# Short task:
Search the material below for the word "styles" and copy every line in which it occurs.

# Input data:
******
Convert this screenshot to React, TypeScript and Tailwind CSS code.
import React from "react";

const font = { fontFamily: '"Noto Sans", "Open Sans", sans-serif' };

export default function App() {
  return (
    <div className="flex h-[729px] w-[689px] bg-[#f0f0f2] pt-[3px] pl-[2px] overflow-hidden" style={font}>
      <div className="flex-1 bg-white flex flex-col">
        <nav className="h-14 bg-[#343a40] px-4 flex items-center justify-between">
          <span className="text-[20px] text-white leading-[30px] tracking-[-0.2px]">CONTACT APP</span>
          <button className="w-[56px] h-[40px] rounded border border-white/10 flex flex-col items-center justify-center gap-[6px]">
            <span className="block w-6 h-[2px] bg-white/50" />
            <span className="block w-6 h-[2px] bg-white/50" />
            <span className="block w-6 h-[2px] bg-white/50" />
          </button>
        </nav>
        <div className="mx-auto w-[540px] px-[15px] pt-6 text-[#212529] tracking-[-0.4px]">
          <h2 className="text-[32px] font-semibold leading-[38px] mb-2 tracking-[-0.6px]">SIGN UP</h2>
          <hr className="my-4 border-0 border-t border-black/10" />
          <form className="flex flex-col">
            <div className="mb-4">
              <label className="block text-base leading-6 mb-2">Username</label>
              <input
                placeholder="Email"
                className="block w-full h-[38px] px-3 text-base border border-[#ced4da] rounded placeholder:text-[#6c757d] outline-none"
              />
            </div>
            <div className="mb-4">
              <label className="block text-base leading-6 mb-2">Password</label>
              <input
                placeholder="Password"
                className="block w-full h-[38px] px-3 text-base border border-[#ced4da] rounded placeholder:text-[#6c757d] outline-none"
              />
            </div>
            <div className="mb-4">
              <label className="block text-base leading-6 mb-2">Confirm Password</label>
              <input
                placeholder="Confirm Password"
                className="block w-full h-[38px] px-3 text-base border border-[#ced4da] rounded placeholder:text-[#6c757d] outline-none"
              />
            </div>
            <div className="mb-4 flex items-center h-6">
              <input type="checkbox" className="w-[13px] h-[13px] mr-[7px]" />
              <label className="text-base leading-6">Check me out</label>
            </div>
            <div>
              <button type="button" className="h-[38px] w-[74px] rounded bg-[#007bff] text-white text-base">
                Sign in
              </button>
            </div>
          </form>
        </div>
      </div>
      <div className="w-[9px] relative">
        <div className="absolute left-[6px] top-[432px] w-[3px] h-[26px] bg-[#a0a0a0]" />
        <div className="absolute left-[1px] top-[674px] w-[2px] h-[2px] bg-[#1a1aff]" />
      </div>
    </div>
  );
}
******
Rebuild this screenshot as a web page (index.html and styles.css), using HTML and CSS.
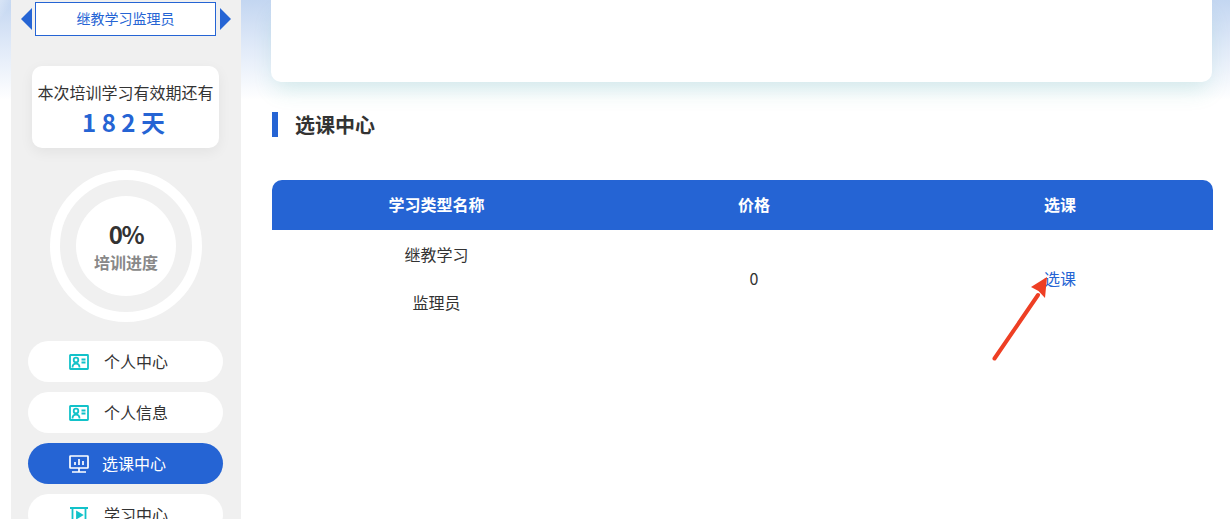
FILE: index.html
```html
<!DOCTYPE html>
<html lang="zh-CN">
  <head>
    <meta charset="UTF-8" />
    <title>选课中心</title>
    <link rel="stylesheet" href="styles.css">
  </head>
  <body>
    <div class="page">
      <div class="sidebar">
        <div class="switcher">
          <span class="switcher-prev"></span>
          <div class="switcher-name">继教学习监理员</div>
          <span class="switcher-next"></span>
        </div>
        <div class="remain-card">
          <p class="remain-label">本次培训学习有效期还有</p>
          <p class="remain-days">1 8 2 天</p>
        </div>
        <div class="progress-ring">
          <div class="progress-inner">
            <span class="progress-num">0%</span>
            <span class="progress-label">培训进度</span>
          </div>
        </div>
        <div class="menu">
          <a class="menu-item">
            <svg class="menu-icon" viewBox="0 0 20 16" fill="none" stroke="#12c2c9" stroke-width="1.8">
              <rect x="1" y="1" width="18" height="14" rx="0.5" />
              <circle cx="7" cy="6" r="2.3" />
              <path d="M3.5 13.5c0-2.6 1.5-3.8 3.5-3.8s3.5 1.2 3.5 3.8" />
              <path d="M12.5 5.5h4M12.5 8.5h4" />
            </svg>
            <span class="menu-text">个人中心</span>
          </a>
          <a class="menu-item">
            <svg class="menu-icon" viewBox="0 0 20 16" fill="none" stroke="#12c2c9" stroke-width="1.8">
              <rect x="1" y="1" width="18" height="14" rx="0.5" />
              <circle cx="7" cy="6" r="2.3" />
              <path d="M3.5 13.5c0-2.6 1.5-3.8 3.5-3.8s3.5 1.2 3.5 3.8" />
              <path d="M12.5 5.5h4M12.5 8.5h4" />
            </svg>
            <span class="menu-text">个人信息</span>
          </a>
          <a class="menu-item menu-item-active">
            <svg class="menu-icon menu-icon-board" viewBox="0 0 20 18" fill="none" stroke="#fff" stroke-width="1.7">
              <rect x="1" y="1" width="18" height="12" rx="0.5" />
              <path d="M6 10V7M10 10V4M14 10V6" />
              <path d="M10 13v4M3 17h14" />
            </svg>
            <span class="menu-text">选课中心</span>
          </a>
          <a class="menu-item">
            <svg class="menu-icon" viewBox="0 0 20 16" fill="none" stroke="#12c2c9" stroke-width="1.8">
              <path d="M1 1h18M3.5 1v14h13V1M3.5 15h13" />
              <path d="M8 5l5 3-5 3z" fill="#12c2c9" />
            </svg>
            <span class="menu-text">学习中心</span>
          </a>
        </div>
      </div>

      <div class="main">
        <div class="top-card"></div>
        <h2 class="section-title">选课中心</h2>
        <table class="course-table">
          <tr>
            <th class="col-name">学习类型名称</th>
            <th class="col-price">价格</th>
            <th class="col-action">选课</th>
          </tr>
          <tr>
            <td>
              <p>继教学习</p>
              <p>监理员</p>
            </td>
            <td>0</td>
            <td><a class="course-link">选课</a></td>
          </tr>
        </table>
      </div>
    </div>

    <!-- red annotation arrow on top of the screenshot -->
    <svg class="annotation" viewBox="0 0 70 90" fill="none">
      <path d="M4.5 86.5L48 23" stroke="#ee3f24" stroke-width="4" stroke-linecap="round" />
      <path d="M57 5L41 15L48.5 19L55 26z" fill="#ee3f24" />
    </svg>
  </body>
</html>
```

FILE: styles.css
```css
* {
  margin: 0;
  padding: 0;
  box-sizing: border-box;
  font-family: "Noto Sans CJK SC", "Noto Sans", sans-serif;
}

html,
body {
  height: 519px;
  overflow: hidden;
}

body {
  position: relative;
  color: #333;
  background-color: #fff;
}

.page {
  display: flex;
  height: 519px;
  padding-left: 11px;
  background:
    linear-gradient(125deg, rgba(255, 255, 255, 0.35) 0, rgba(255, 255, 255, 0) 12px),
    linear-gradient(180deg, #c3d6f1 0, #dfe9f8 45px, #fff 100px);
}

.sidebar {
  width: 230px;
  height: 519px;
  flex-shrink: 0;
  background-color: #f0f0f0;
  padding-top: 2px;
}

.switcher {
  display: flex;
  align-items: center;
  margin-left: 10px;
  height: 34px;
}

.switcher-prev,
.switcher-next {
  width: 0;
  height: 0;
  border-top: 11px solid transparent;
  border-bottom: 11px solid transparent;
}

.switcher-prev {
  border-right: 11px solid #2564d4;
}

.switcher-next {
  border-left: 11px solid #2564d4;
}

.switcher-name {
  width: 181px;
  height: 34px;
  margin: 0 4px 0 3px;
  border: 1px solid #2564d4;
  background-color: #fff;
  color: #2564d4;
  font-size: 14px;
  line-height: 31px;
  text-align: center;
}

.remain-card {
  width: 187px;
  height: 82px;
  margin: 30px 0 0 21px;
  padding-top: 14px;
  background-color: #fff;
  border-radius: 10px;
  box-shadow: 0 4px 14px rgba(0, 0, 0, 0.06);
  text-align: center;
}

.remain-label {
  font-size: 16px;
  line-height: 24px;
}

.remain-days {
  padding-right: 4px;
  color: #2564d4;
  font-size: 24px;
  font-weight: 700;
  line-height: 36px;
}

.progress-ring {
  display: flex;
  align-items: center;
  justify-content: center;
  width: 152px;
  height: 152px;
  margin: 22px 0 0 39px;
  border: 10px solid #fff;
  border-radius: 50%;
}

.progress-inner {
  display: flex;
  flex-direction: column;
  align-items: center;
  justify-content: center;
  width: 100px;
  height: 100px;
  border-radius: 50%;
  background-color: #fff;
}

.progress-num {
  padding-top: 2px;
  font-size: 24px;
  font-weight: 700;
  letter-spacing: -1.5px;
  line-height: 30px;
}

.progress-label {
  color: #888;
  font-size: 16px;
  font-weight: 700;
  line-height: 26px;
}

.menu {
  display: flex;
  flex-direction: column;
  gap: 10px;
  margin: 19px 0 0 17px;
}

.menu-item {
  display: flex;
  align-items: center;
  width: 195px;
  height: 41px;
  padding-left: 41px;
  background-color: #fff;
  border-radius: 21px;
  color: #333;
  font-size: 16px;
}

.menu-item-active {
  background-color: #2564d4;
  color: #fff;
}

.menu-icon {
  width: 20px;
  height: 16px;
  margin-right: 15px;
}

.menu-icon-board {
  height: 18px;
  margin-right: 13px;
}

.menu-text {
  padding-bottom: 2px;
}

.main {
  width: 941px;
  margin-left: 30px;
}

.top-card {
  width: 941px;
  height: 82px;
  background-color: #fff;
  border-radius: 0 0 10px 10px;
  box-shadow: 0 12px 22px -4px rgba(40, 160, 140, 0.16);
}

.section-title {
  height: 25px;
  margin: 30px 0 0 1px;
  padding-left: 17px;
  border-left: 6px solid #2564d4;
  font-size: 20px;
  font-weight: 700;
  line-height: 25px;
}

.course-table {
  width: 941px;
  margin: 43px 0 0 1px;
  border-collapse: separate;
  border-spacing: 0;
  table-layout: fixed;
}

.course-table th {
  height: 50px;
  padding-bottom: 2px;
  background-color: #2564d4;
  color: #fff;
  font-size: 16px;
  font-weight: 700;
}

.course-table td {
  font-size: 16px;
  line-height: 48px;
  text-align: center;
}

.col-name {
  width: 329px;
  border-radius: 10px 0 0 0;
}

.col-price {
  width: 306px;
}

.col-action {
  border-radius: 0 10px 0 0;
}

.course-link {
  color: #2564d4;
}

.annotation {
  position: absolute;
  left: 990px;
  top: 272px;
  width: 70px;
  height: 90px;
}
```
******
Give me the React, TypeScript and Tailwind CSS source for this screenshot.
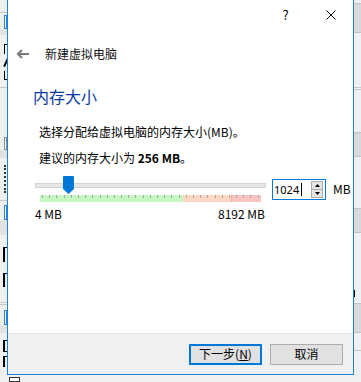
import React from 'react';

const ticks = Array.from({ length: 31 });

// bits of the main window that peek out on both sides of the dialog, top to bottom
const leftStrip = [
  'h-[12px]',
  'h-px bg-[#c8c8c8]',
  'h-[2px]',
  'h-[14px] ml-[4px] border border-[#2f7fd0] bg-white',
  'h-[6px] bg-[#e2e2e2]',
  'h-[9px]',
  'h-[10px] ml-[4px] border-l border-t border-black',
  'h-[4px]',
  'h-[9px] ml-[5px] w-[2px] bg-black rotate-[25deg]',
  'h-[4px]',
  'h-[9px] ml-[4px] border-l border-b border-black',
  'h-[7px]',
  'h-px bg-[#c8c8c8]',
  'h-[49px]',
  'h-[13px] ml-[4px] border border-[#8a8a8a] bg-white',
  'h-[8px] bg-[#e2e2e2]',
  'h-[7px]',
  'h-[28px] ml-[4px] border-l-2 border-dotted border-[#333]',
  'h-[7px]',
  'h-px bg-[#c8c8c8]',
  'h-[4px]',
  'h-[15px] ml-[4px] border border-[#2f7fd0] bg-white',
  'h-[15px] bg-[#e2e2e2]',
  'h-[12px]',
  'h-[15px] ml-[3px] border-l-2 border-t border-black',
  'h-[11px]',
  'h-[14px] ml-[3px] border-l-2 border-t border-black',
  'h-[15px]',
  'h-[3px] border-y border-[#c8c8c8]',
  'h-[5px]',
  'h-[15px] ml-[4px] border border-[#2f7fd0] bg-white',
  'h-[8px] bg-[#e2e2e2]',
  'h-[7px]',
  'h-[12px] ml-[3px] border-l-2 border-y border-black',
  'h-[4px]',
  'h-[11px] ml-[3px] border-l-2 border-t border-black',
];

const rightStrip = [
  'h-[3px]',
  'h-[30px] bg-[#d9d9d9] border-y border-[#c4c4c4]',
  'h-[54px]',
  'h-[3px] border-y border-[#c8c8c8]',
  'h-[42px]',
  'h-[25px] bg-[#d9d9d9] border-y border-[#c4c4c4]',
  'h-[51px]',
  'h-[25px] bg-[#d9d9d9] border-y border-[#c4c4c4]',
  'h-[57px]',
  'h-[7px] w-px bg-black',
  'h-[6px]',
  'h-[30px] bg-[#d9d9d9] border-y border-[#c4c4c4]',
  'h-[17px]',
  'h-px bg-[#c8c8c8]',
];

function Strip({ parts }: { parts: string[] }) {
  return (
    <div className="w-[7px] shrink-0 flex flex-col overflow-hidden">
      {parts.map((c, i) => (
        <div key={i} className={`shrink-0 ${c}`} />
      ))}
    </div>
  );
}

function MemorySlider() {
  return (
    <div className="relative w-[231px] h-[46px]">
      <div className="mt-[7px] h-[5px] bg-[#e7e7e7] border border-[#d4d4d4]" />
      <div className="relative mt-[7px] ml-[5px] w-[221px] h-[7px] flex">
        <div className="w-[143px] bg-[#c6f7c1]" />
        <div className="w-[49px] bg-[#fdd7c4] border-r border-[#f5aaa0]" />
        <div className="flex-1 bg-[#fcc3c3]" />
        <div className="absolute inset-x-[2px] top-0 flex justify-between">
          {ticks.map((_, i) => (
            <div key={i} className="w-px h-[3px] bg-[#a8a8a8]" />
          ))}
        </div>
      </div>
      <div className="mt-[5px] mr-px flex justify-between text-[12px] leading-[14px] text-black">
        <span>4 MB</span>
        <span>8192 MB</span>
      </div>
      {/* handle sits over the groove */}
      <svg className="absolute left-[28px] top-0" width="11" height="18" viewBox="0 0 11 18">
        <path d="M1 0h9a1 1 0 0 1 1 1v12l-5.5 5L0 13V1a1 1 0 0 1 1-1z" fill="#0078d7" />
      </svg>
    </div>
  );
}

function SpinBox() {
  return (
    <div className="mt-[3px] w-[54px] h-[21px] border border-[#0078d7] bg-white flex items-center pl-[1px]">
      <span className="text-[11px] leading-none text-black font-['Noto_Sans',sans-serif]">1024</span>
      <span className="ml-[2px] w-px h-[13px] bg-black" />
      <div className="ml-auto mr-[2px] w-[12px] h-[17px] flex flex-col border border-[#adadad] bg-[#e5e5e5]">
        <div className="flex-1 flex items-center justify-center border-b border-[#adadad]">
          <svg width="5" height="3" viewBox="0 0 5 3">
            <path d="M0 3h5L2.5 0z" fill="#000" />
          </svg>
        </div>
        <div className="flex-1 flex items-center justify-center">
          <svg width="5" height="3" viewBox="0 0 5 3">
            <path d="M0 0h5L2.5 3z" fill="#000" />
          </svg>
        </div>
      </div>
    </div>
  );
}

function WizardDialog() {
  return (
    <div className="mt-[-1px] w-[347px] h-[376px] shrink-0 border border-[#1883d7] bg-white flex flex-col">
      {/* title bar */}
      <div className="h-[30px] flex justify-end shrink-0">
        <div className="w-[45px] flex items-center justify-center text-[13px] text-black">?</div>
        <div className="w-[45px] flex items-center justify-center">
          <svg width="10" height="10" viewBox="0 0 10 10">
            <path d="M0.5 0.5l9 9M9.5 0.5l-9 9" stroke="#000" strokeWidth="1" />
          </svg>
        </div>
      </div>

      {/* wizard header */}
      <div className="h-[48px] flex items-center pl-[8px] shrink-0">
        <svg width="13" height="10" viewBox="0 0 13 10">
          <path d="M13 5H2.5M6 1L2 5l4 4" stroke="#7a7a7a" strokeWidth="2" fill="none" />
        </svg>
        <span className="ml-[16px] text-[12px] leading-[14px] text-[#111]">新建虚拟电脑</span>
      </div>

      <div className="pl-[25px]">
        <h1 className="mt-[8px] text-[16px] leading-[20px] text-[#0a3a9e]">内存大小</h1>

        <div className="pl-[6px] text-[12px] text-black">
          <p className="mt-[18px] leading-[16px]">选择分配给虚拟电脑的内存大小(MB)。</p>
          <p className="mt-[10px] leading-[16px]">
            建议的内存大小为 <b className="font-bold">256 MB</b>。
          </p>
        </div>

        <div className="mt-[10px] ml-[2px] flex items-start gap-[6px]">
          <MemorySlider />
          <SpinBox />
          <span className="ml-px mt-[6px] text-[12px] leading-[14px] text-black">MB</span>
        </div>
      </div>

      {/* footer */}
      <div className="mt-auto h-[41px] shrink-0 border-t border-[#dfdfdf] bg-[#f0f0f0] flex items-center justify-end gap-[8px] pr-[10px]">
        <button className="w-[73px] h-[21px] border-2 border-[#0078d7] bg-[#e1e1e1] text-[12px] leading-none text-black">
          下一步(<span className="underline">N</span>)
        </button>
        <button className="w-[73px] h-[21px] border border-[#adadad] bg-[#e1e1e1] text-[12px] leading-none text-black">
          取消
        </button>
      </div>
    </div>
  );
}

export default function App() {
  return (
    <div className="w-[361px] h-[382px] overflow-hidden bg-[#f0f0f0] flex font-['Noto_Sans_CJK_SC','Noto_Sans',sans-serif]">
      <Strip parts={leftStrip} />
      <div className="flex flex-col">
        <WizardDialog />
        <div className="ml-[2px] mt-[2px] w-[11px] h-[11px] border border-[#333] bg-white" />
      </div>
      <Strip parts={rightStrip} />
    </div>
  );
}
******
# Output below:
Rebuild this screenshot as a web page (index.html and styles.css), using HTML and CSS.
    <link rel="stylesheet" href="styles.css">
FILE: styles.css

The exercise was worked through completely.